I am working with HDBSCAN and I want to plot only one cluster of the data.
This is my current code:
import hdbscan
import pandas as pd
from sklearn.datasets import make_blobs
blobs, labels = make_blobs(n_samples=2000, n_features=10)
clusterer = hdbscan.HDBSCAN(min_cluster_size=15).fit(blobs)
color_palette = sns.color_palette('deep', 8)
cluster_colors = [color_palette[x] if x >= 0
else (0.5, 0.5, 0.5)
for x in clusterer.labels_]
cluster_member_colors = [sns.desaturate(x, p) for x, p in
zip(cluster_colors, clusterer.probabilities_)]

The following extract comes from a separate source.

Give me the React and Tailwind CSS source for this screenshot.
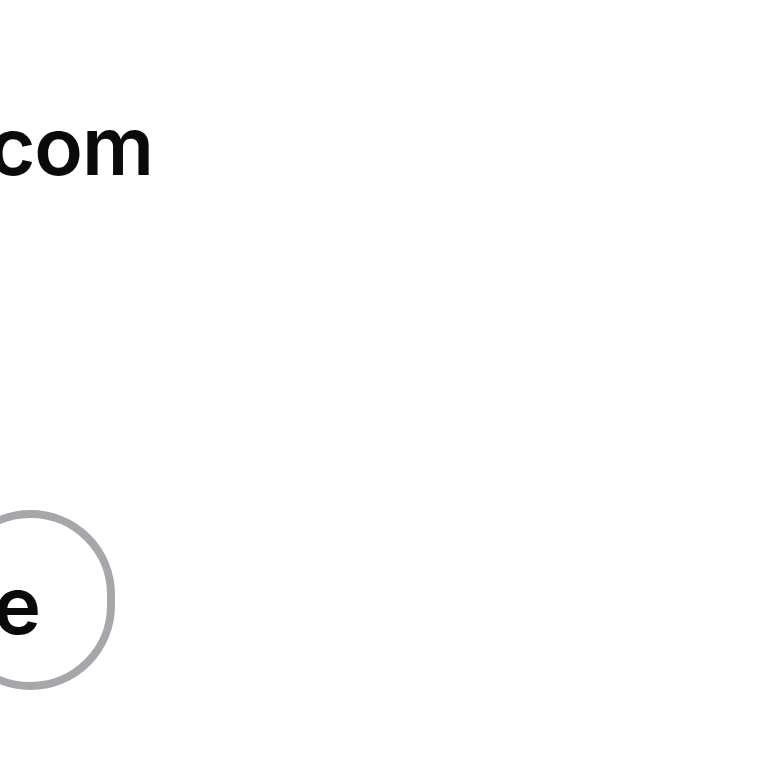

plt.scatter(blobs[:, 2], blobs[:, 5], s=50, linewidth=0, c=cluster_member_colors, alpha=0.25)
plt.show()
I know that the data has 3 clusters but how can I plot only one of them?
If I have a cluster point, how can I know which column of the pandas data frame corresponds to that point?
I recommend to add all the relevant information to a pandas dataframe instead.
df = pd.DataFrame(blobs)
clusterer = hdbscan.HDBSCAN(min_cluster_size=15).fit(blobs)
df['cluster'] = clusterer.labels_
df['probability'] = clusterer.probabilities_
color_palette = sns.color_palette('deep', 8)
def get_member_color(row):
if row['cluster'] >= 0:
c = color_palette[int(row['cluster'])]
else:
c = (0.5, 0.5, 0.5)
member_color = sns.desaturate(c, row['probability'])
return member_color
df['member_color'] = df.apply(get_member_color, axis=1)
Now you can easily filter the rows after which cluster they belong to. For example, to plot all samples belonging to cluster 2 we can do:
df2 = df.loc[df['cluster'] == 2]
plt.scatter(df2.iloc[:, 2], df2.iloc[:, 5], s=50, linewidth=0, c=df2['member_color'], alpha=0.25)
plt.show()